◆ MATERIAL
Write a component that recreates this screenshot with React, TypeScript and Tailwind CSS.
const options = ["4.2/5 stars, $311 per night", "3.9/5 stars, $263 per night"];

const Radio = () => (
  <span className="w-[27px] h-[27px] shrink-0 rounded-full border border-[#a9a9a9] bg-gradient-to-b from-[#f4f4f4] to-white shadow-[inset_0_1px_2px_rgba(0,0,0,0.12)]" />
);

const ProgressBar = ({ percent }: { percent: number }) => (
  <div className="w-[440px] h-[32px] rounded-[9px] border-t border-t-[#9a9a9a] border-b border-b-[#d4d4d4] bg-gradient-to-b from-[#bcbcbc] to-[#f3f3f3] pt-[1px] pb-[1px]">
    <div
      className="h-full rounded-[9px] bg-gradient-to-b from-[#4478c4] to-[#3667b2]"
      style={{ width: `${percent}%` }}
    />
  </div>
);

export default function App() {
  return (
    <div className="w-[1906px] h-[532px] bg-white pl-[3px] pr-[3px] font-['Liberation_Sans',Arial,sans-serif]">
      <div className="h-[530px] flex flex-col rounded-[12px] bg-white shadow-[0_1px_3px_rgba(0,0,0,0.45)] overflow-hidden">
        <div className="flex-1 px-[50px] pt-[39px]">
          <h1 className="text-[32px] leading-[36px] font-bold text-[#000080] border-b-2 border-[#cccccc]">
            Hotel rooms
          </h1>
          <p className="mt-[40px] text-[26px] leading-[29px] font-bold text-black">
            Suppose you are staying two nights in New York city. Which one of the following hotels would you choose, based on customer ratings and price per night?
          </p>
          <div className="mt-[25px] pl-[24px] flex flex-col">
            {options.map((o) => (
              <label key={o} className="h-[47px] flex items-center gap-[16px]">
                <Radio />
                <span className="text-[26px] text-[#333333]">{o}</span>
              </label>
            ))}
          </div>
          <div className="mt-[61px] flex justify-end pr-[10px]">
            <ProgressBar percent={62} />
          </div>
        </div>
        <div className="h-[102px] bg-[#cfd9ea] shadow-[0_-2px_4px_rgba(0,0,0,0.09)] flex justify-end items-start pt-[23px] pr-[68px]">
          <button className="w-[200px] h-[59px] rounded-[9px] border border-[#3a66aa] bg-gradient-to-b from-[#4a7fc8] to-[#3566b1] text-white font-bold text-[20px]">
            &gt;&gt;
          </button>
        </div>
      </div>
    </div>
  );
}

◆ SET PROBLEM
Verbatim output is expected for the lines from the start of the data to the line in which "stars, $311 per" appears, both included.

◆ WRITTEN RESPONSE
Write a component that recreates this screenshot with React, TypeScript and Tailwind CSS.
const options = ["4.2/5 stars, $311 per night", "3.9/5 stars, $263 per night"];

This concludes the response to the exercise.